A few weeks back we submitted comments on the US Navy’s Draft Environmental Impact Statement (DEIS) for the expansion of Anti-submarine Warfare exercises in the Gulf of Alaska (GOA). The DEIS, at some 950 pages was very wordy, though we found it lacking on many counts.
In requesting permission to open this area up to environmental compromise, the Navy is also requires a “Letter of Authorization” (LOA) from the National Marine Fisheries Service (NMFS) “to take or harass marine mammals.”
The Navy’s LOA request was also a very wordy document – some 426 pages and reading a bit like a marine natural history textbook. Although all of these words were wrapped around a scant ten day transect survey of the proposed 42,000 sq. mile area. We found this shortcoming exacerbated by the fact that the transects were performed in April to derive estimates marine mammal populations throughout the summer feeding season when they want to do their exercises.

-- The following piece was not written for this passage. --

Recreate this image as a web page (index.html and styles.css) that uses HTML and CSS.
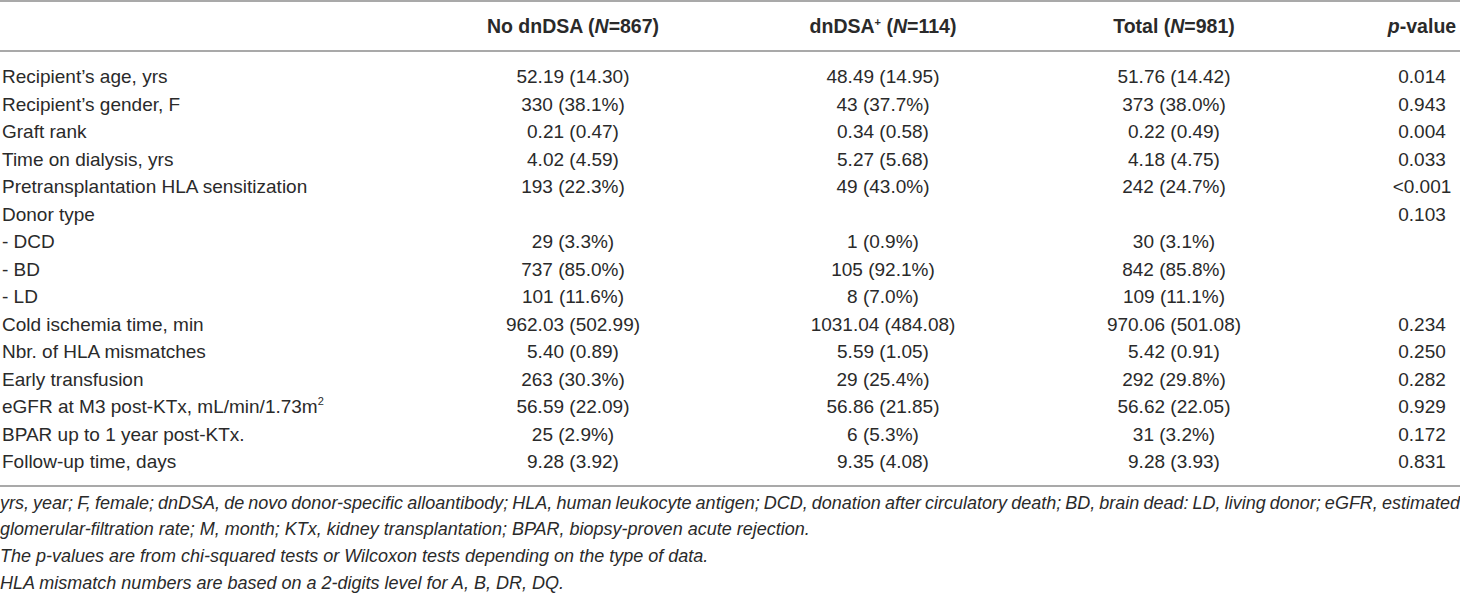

The EPA among others also found the population estimates inadequate so I suspect the Navy will be asked to do a more thorough survey job. But in our comments we also found quite a few more deficiencies in the impact estimates – statistical anomalies and carefully selected (but outdated) research papers used to substantiate their models, for example.
Another troubling symptom of their request is that they mention nothing about the dumping of 10,000 lbs. of toxins each year into the GOA – toxins which are persistent, are known endocrine disrupters, and are increasingly found in high concentrations in the tissues of marine mammals.
Our comments on the GOA Letter of Authorization Request are not particularly light reading, but we believe that they call for much more than just a recalibration of marine mammal population estimates to induce a “green light” from NMFS.